I started contributing to the SRFI project in 2020. Through debates with more experienced programmers on the mailing lists and through the sometimes-difficult process of writing portable SRFI implementations, I learned more about the Reports and the differences between Scheme implementations than I ever wanted to. The value of a comprehensive standard to improve the current hyper-diverse situation was evident. At first I aligned myself with R7RS, since I’d interacted with the R7RS editors and had also heard bad things about R6RS. I gradually learned to ignore the rumors and to evaluate the Reports for myself.
I now appreciate both R6RS and R7RS and would like to see them unified by a future standard, if possible. I strongly advocate for “small Scheme” (by which I mean a language somewhere between R5RS Scheme and ISO C, not somewhere between the untyped λ-calculus and ISO C++), or at least modular Scheme, in which optional libraries provide the language’s more convenient features. I would like future formulations of Scheme to be as compact and comprehensible as those of the past. I would also like to see the warts of the older Reports cured.

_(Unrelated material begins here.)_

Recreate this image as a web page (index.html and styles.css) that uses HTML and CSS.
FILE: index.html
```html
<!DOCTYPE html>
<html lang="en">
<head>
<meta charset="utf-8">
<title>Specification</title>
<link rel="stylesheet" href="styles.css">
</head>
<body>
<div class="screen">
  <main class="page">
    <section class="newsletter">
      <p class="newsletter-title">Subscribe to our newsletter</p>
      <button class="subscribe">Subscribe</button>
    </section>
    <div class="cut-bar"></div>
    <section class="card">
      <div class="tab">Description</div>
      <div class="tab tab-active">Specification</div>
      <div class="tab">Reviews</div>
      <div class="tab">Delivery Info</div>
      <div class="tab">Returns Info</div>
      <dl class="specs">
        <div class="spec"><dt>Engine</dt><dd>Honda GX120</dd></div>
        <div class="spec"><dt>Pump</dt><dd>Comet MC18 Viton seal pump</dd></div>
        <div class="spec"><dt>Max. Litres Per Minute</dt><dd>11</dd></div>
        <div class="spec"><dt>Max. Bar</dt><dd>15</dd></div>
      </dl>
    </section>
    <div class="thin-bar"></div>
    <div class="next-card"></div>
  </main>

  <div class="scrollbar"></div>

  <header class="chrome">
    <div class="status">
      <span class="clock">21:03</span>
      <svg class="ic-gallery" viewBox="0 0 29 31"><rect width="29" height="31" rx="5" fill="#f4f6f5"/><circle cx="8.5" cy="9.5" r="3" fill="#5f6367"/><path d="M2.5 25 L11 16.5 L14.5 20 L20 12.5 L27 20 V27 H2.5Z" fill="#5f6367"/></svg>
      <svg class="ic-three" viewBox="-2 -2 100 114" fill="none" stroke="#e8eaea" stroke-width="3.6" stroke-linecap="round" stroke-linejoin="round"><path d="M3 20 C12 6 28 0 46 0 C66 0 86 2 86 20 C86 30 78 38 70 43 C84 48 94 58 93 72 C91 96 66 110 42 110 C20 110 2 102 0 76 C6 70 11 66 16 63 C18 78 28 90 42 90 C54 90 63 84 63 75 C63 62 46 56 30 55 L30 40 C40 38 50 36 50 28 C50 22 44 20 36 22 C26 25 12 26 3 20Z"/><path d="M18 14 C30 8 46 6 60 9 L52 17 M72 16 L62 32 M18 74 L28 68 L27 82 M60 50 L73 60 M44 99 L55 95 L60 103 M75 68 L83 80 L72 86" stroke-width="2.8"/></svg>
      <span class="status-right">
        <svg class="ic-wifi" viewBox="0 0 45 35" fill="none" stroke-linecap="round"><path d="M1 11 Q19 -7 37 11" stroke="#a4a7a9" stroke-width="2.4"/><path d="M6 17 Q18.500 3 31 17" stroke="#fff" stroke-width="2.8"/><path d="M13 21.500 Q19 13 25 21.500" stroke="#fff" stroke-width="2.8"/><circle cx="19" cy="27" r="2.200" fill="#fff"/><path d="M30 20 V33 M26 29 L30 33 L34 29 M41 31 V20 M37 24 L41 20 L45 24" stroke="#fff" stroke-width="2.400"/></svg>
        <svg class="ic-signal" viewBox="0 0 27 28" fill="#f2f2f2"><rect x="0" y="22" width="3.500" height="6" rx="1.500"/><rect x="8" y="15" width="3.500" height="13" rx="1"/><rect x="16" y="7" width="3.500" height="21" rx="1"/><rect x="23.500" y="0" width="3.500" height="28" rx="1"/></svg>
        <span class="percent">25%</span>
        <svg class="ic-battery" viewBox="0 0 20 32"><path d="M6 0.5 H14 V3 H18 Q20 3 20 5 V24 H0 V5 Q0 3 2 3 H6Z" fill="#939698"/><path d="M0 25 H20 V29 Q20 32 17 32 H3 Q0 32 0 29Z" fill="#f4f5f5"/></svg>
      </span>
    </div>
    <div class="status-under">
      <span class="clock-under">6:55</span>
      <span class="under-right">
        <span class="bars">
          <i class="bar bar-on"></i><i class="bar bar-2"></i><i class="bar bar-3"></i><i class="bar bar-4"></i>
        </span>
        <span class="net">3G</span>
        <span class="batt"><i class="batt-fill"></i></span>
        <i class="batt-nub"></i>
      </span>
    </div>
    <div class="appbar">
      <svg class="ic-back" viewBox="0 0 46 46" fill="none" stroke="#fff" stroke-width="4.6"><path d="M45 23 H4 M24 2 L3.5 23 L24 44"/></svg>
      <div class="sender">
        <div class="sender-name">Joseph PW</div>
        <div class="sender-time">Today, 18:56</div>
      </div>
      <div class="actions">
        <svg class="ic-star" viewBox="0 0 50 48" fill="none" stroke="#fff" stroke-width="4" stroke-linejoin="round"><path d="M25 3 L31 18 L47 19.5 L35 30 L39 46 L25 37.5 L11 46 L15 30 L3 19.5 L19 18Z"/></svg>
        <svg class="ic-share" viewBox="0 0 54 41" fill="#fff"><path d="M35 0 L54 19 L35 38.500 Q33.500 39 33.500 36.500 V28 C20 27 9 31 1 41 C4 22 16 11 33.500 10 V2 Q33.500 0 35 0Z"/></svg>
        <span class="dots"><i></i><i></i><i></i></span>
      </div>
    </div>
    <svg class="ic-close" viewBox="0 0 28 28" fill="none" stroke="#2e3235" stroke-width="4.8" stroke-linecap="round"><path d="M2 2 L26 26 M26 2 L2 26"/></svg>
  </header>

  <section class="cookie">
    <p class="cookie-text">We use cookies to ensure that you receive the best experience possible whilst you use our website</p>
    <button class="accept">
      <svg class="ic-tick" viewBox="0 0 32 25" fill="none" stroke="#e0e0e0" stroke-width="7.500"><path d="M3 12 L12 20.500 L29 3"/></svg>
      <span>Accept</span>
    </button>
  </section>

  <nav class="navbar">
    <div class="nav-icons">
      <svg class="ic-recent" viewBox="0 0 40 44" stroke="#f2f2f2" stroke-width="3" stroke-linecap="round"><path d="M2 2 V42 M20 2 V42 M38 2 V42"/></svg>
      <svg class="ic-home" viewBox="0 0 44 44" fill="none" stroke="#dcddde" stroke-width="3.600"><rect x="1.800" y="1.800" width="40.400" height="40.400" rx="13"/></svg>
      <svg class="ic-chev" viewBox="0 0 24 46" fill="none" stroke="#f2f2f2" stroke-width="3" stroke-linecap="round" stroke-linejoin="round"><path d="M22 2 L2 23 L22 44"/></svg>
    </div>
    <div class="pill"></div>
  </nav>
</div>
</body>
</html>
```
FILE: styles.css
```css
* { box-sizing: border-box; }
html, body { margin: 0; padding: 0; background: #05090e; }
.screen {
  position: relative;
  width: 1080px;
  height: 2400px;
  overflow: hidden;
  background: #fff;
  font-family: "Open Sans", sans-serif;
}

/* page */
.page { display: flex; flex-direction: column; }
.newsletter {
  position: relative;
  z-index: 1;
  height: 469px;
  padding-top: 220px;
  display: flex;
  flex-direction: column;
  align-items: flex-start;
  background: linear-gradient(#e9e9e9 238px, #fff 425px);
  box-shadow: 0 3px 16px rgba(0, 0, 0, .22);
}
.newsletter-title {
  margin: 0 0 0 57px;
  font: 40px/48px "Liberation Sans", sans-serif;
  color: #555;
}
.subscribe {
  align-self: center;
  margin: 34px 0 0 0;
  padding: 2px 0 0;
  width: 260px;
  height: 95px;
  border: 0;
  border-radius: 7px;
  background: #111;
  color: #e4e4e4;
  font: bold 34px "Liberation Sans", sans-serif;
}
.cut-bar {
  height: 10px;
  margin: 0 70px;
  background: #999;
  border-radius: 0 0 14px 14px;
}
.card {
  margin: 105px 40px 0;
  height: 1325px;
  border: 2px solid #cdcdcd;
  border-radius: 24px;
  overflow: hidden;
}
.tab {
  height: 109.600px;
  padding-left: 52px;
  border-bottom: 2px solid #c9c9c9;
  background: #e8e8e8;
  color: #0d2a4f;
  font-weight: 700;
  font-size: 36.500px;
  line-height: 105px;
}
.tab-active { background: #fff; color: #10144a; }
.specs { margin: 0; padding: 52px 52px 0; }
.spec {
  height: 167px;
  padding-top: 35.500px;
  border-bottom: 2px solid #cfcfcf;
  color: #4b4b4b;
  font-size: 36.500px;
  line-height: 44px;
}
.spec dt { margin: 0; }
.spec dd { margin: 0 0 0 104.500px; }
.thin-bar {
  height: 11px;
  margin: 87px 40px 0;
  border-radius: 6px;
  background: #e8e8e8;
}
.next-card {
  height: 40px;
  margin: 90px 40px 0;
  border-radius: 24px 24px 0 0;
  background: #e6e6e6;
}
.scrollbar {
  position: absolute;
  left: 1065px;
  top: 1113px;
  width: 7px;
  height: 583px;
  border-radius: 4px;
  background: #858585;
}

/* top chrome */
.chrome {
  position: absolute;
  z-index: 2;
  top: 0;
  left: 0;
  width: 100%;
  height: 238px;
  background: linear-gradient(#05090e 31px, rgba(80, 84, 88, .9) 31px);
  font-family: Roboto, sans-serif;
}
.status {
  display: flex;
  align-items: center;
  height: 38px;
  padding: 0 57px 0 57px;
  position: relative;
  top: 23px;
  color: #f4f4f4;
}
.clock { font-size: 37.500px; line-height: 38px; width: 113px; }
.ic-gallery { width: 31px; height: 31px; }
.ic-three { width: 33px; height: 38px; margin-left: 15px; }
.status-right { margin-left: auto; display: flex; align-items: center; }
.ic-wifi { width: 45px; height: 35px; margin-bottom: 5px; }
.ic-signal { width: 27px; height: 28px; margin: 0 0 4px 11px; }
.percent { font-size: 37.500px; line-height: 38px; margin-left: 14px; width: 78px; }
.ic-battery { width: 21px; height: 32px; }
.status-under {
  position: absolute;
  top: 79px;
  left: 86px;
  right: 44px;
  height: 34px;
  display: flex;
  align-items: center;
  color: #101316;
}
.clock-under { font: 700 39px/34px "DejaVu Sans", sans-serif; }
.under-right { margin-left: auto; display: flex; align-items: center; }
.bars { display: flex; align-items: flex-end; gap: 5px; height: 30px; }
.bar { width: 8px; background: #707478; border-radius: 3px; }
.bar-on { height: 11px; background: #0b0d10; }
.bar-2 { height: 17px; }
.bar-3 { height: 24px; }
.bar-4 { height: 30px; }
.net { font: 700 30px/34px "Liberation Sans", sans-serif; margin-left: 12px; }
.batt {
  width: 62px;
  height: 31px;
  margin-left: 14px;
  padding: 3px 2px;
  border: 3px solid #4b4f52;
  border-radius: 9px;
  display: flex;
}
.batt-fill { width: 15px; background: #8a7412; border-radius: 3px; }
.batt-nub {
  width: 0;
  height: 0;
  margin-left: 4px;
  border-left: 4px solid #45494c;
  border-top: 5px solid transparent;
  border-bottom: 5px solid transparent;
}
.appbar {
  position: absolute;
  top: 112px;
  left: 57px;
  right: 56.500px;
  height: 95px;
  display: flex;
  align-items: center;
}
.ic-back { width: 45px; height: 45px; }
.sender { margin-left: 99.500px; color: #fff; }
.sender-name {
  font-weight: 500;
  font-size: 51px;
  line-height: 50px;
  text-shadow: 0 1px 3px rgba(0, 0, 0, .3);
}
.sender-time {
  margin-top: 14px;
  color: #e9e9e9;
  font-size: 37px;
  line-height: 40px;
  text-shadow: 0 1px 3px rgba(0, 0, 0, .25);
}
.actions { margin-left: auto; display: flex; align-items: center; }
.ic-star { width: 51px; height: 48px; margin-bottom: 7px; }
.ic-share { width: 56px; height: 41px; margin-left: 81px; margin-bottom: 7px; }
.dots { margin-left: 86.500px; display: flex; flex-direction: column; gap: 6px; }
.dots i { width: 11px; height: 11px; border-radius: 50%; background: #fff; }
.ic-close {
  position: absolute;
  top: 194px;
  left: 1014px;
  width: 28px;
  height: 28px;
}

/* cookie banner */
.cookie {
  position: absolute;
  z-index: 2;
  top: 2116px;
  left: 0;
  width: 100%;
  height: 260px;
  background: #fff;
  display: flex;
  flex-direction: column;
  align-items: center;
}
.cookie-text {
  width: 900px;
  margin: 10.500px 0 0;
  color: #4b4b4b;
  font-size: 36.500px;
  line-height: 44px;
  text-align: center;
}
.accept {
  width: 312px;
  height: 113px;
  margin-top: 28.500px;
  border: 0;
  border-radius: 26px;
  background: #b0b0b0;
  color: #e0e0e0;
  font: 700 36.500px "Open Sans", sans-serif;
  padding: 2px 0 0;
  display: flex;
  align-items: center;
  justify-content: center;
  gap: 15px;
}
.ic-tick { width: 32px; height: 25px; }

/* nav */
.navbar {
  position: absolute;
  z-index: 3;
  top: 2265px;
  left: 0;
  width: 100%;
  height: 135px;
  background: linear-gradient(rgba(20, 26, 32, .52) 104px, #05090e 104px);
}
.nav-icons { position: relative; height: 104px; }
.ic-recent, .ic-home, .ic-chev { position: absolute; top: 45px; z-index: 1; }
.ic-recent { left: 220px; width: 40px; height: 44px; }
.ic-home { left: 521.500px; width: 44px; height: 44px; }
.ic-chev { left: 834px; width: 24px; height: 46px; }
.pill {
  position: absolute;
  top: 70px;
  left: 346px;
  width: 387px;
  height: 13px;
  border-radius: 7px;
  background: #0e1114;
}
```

Geographic Location: Guangdong, China
Statement of Interest:
What’s remarkable about the Scheme standardization process is that, in the world that software development and computer science believe in “move fast and break things” and chasing for short-term benefits, there is still a group of people who are dedicated to specifying high quality standard for a programming language, The rules they follow doesn’t depend on the popularity of specific language features, but on the first-principle that “remove restriction of language”. I’d like to do my part for that.